A House panel has voted to give the military a 1.9 percent pay raise next January. That would be a half-percentage point higher than what the Obama administration wanted simply to match private-sector wage growth.
The House armed services subcommittee on military personnel also endorsed increases next year in hostile-fire pay and family separation allowance, enough to restore the relative value of these payments to what they were in 2004 when they last were adjusted.
But the same panel, marking up the personnel portion of the fiscal 2011 defense authorization bill Wednesday, signaled the money tap is off for expanding entitlements to reserve personnel, disabled retirees or widows.

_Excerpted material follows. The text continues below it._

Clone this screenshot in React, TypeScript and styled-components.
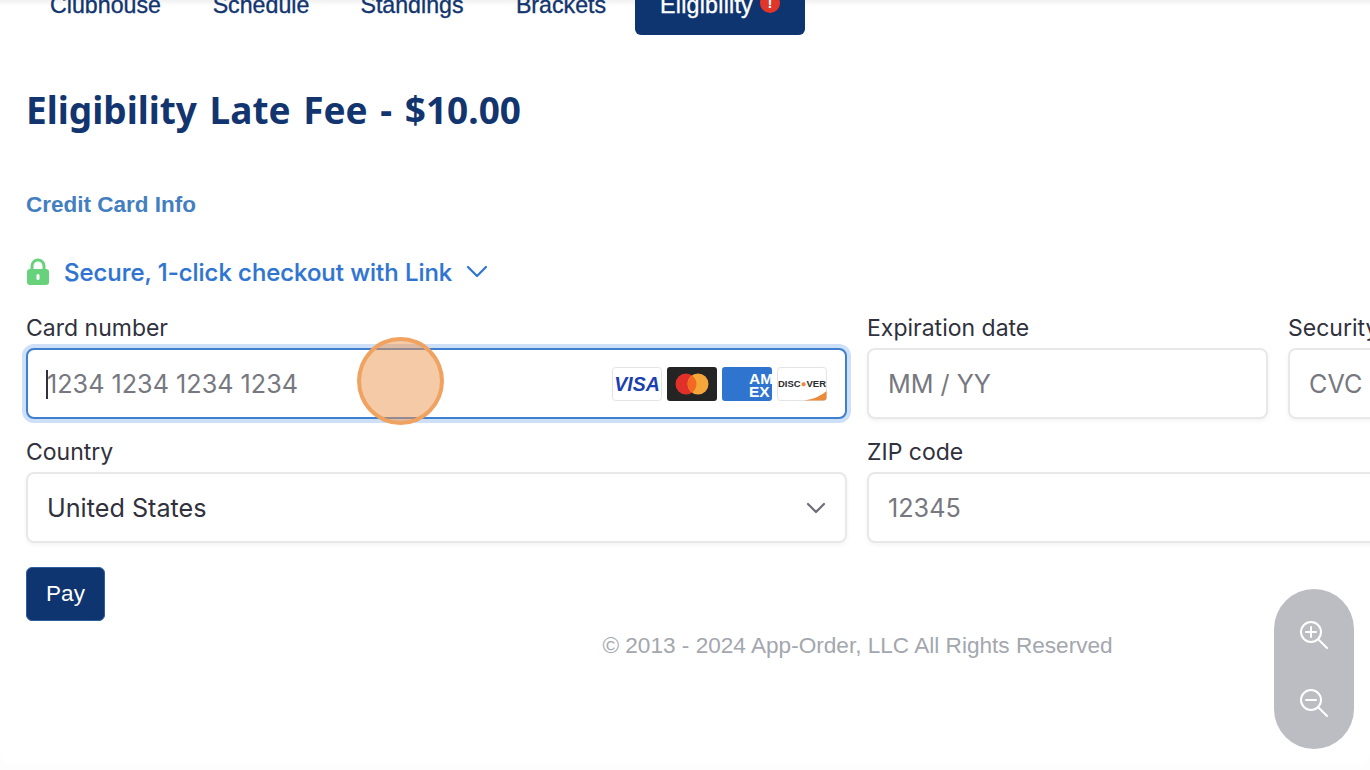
import React from 'react';
import styled, { createGlobalStyle } from 'styled-components';

const GlobalStyle = createGlobalStyle`
  html, body {
    margin: 0;
    padding: 0;
    width: 1370px;
    height: 770px;
    overflow: hidden;
    background: #fdfdfd;
  }
  * { box-sizing: border-box; }
`;

const Page = styled.div`
  position: relative;
  width: 1370px;
  height: 765px;
  overflow: hidden;
  background: #fff;
  border-radius: 0 0 12px 12px;
  font-family: 'Liberation Sans', Arial, sans-serif;
`;

const TopShade = styled.div`
  position: absolute;
  left: 0;
  right: 0;
  top: 0;
  height: 6px;
  background: linear-gradient(#f0f0f0, #ffffff);
`;

const Content = styled.div`
  position: relative;
  width: 1689px;
  padding-left: 26px;
`;

const Tabs = styled.div`
  display: flex;
  height: 35px;
  align-items: stretch;
`;

const Tab = styled.div<{ $active?: boolean; $width: number }>`
  display: flex;
  align-items: flex-start;
  justify-content: center;
  gap: 7px;
  flex: none;
  width: ${p => p.$width}px;
  margin-top: -8px;
  height: 43px;
  line-height: 26px;
  font-size: 23.2px;
  -webkit-text-stroke: 0.35px currentColor;
  color: ${p => (p.$active ? '#ffffff' : '#12356f')};
  background: ${p => (p.$active ? '#0f3570' : 'transparent')};
  border-radius: 0 0 6px 6px;
`;

const TabLabel = styled.span<{ $active?: boolean }>`
  letter-spacing: ${p => (p.$active ? '0.25px' : '0')};
`;

const AlertDot = styled.span`
  display: inline-flex;
  align-items: center;
  justify-content: center;
  width: 20px;
  height: 20px;
  margin-top: 1px;
  border-radius: 50%;
  background: #e2352a;
  color: #fff;
  font-size: 15px;
  font-weight: 700;
  -webkit-text-stroke: 0;
  line-height: 20px;
`;

const Title = styled.h1`
  margin: 49px 0 0;
  height: 52px;
  line-height: 52px;
  font-family: 'Noto Sans', 'DejaVu Sans', sans-serif;
  font-size: 37px;
  font-weight: 700;
  word-spacing: 3px;
  color: #12356f;
`;

const SectionLabel = styled.div`
  margin-top: 56px;
  height: 26px;
  line-height: 26px;
  font-size: 22.5px;
  font-weight: 700;
  color: #437fc0;
`;

const LinkRow = styled.div`
  display: flex;
  align-items: center;
  height: 30px;
  margin-top: 39px;
  font-family: Inter, sans-serif;
  font-size: 23.9px;
  font-weight: 500;
  -webkit-text-stroke: 0.2px currentColor;
  color: #2f74d0;
`;

const LockIcon = styled.svg`
  width: 24px;
  height: 28px;
  margin-right: 14px;
  flex: none;
`;

const LinkChevron = styled.svg`
  width: 24px;
  height: 24px;
  margin-left: 13px;
  flex: none;
`;

const FormRow = styled.div<{ $top: number }>`
  display: flex;
  gap: 20px;
  margin-top: ${p => p.$top}px;
`;

const Field = styled.div<{ $width: number }>`
  width: ${p => p.$width}px;
  flex: none;
`;

const Label = styled.div`
  height: 28px;
  line-height: 28px;
  margin-bottom: 6px;
  font-family: Inter, sans-serif;
  font-size: 23px;
  color: #30313d;
`;

const Input = styled.div<{ $focused?: boolean }>`
  position: relative;
  display: flex;
  align-items: center;
  justify-content: space-between;
  height: 71px;
  padding: 0 19px;
  background: #fff;
  font-family: Inter, sans-serif;
  font-size: 25.2px;
  border-radius: 8px;
  border: ${p => (p.$focused ? '2px solid #3f7fd0' : '2px solid #e8e8e8')};
  box-shadow: ${p =>
    p.$focused
      ? '0 0 0 4px rgba(92, 150, 232, 0.3)'
      : '0 2px 4px rgba(0, 0, 0, 0.05)'};
`;

const Placeholder = styled.span`
  color: #77787f;
`;

const Value = styled.span`
  color: #30313d;
`;

const Caret = styled.span`
  position: absolute;
  left: 18px;
  top: 20px;
  width: 1.5px;
  height: 29px;
  background: #30313d;
`;

const CardBrands = styled.div`
  display: flex;
  gap: 5px;
  margin-right: -1px;
`;

const BrandIcon = styled.svg`
  width: 50px;
  height: 34px;
  display: block;
`;

const SelectChevron = styled.svg`
  width: 24px;
  height: 24px;
  margin-right: -2px;
  flex: none;
`;

const PayButton = styled.button`
  display: block;
  width: 79px;
  height: 54px;
  margin-top: 24px;
  padding: 0;
  border: 1px solid #2f5f9e;
  border-radius: 6px;
  background: #0f3570;
  color: #fff;
  font-family: 'Liberation Sans', Arial, sans-serif;
  font-size: 22.5px;
`;

const Footer = styled.div`
  margin-top: 11px;
  text-align: center;
  line-height: 28px;
  font-size: 22.6px;
  color: #a3a7ae;
`;

const ClickRing = styled.div`
  position: absolute;
  left: 357px;
  top: 337px;
  width: 87px;
  height: 88px;
  border-radius: 50%;
  border: 4px solid #f0a260;
  background: rgba(236, 150, 80, 0.5);
`;

const ZoomPill = styled.div`
  position: absolute;
  left: 1274px;
  top: 589px;
  width: 80px;
  height: 160px;
  display: flex;
  flex-direction: column;
  align-items: center;
  justify-content: space-between;
  padding: 31px 0 31px;
  border-radius: 40px;
  background: #bcbdc2;
`;

const ZoomIcon = styled.svg`
  width: 30px;
  height: 30px;
  display: block;
`;

const Visa = () => (
  <BrandIcon viewBox="0 0 50 34">
    <rect x="0.5" y="0.5" width="49" height="33" rx="3" fill="#fff" stroke="#e3e3e3" />
    <text x="25" y="23.5" textAnchor="middle" fontFamily="Liberation Sans" fontSize="19.5" fontWeight="700" fontStyle="italic" fill="#1a3fae">VISA</text>
  </BrandIcon>
);

const Mastercard = () => (
  <BrandIcon viewBox="0 0 50 34">
    <rect width="50" height="34" rx="3" fill="#242424" />
    <circle cx="19" cy="17" r="10.5" fill="#e0302a" />
    <circle cx="31" cy="17" r="10.5" fill="#f4a63a" />
    <path d="M25 8.4a10.5 10.5 0 0 1 0 17.2a10.5 10.5 0 0 1 0-17.2z" fill="#f26a22" />
  </BrandIcon>
);

const Amex = () => (
  <BrandIcon viewBox="0 0 50 34">
    <rect width="50" height="34" rx="3" fill="#2f74cf" />
    <text x="27" y="17" fontFamily="Liberation Sans" fontSize="15.5" fontWeight="700" fill="#fff">AM</text>
    <text x="27" y="30" fontFamily="Liberation Sans" fontSize="15.5" fontWeight="700" fill="#fff">EX</text>
  </BrandIcon>
);

const Discover = () => (
  <BrandIcon viewBox="0 0 50 34">
    <rect x="0.5" y="0.5" width="49" height="33" rx="3" fill="#fff" stroke="#e3e3e3" />
    <path d="M27 33.5C38 32 45 28 49.5 24V30.5a3 3 0 0 1-3 3z" fill="#ec8a3c" />
    <text x="25" y="20" textAnchor="middle" fontFamily="Liberation Sans" fontSize="9.5" fontWeight="700" fill="#2a2a2a">DISC<tspan fill="#ec8a3c">●</tspan>VER</text>
  </BrandIcon>
);

const App = () => {
  return (
    <Page>
      <GlobalStyle />
      <TopShade />
      <Content>
        <Tabs>
          <Tab $width={159}>Clubhouse</Tab>
          <Tab $width={152}>Schedule</Tab>
          <Tab $width={150}>Standings</Tab>
          <Tab $width={148}>Brackets</Tab>
          <Tab $width={170} $active>
            <TabLabel $active>Eligibility</TabLabel>
            <AlertDot>!</AlertDot>
          </Tab>
        </Tabs>
        <Title>Eligibility Late Fee - $10.00</Title>
        <SectionLabel>Credit Card Info</SectionLabel>
        <LinkRow>
          <LockIcon viewBox="0 0 24 28">
            <path d="M6 12V8a6 6 0 0 1 12 0v4" fill="none" stroke="#68d17c" strokeWidth="3" />
            <rect x="1" y="11" width="22" height="16" rx="3" fill="#68d17c" />
            <rect x="10.5" y="16" width="3" height="6" rx="1.5" fill="#fff" />
          </LockIcon>
          Secure, 1-click checkout with Link
          <LinkChevron viewBox="0 0 24 24">
            <path d="M3 7l9 9 9-9" fill="none" stroke="#2f74d0" strokeWidth="2.2" strokeLinecap="round" strokeLinejoin="round" />
          </LinkChevron>
        </LinkRow>
        <FormRow $top={27}>
          <Field $width={821}>
            <Label>Card number</Label>
            <Input $focused>
              <Caret />
              <Placeholder>1234 1234 1234 1234</Placeholder>
              <CardBrands>
                <Visa />
                <Mastercard />
                <Amex />
                <Discover />
              </CardBrands>
            </Input>
          </Field>
          <Field $width={401}>
            <Label>Expiration date</Label>
            <Input>
              <Placeholder>MM / YY</Placeholder>
            </Input>
          </Field>
          <Field $width={401}>
            <Label>Security code</Label>
            <Input>
              <Placeholder>CVC</Placeholder>
            </Input>
          </Field>
        </FormRow>
        <FormRow $top={19}>
          <Field $width={821}>
            <Label>Country</Label>
            <Input>
              <Value>United States</Value>
              <SelectChevron viewBox="0 0 24 24">
                <path d="M4 8l8 8 8-8" fill="none" stroke="#6d6e78" strokeWidth="2.2" strokeLinecap="round" strokeLinejoin="round" />
              </SelectChevron>
            </Input>
          </Field>
          <Field $width={822}>
            <Label>ZIP code</Label>
            <Input>
              <Placeholder>12345</Placeholder>
            </Input>
          </Field>
        </FormRow>
        <PayButton>Pay</PayButton>
        <Footer>© 2013 - 2024 App-Order, LLC All Rights Reserved</Footer>
      </Content>
      <ClickRing />
      <ZoomPill>
        <ZoomIcon viewBox="0 0 30 30">
          <circle cx="12" cy="12" r="10" fill="none" stroke="#fff" strokeWidth="2" />
          <path d="M19.5 19.5L28 28M12 7v10M7 12h10" fill="none" stroke="#fff" strokeWidth="2" strokeLinecap="round" />
        </ZoomIcon>
        <ZoomIcon viewBox="0 0 30 30">
          <circle cx="12" cy="12" r="10" fill="none" stroke="#fff" strokeWidth="2" />
          <path d="M19.5 19.5L28 28M7 12h10" fill="none" stroke="#fff" strokeWidth="2" strokeLinecap="round" />
        </ZoomIcon>
      </ZoomPill>
    </Page>
  );
};

export default App;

In voting to continue a 12-year string of annual military raises set higher than wage growth nationally, the subcommittee ignored pleas from Defense officials not to drive up personnel costs this way and thereby squeeze dollars available for equipment, supplies and other readiness needs.
But committee chairwoman Rep. Susan Davis, D-Calif., said the extra half-percent raise will continue to narrow a pay gap with civilian peers, which stood at 13.5 percent in 1999 but will be down to 1.9 percent in January.
Days earlier, outside pay experts told the Senate personnel subcommittee that the “gap” argument ignores the hefty gains made to military housing allowances over the last decade. Military pay, they said, already is very competitive, particularly in this distressed economy.
If housing allowances are included in pay comparisons, said a Congressional Budget Office analyst, military compensation has exceeded private sector pay growth by 11 percent since 1982, the year that the Reagan administration declared “pay comparability” had been achieved.
But Davis, in outlining the key personnel initiatives endorsed by her subcommittee, indicated 9 years of war allow other facts to hold sway. It is, she said, “painfully apparent that the extraordinary high operations tempo has exacted a high penalty on our service members and their families.”
Support for one more extra bump in military pay was unanimous on the 14-member subcommittee. Rep. Joe Wilson of South Carolina, the ranking Republican, acknowledged “growing opposition” to adding an extra half-percent “on the assertion that military pay now exceeds that of comparable civilian jobs. That’s a false comparison. I would challenge anyone to find a civilian job that has the same set of requirements and risks” as military personnel face.
As to the assertion that personnel costs are crowding out funds for other defense priorities — a case made by Defense Secretary Robert Gates and Adm. Mike Mullen, chairman of the Joint Chiefs — Wilson said the answer is bigger defense budgets, not “asking military personnel to take less.”
Both Davis and Wilson expressed regret that dollars couldn’t be found for other personnel priorities involving expansion of entitlements for reservists, disabled retirees and certain widows drawing survivor benefits.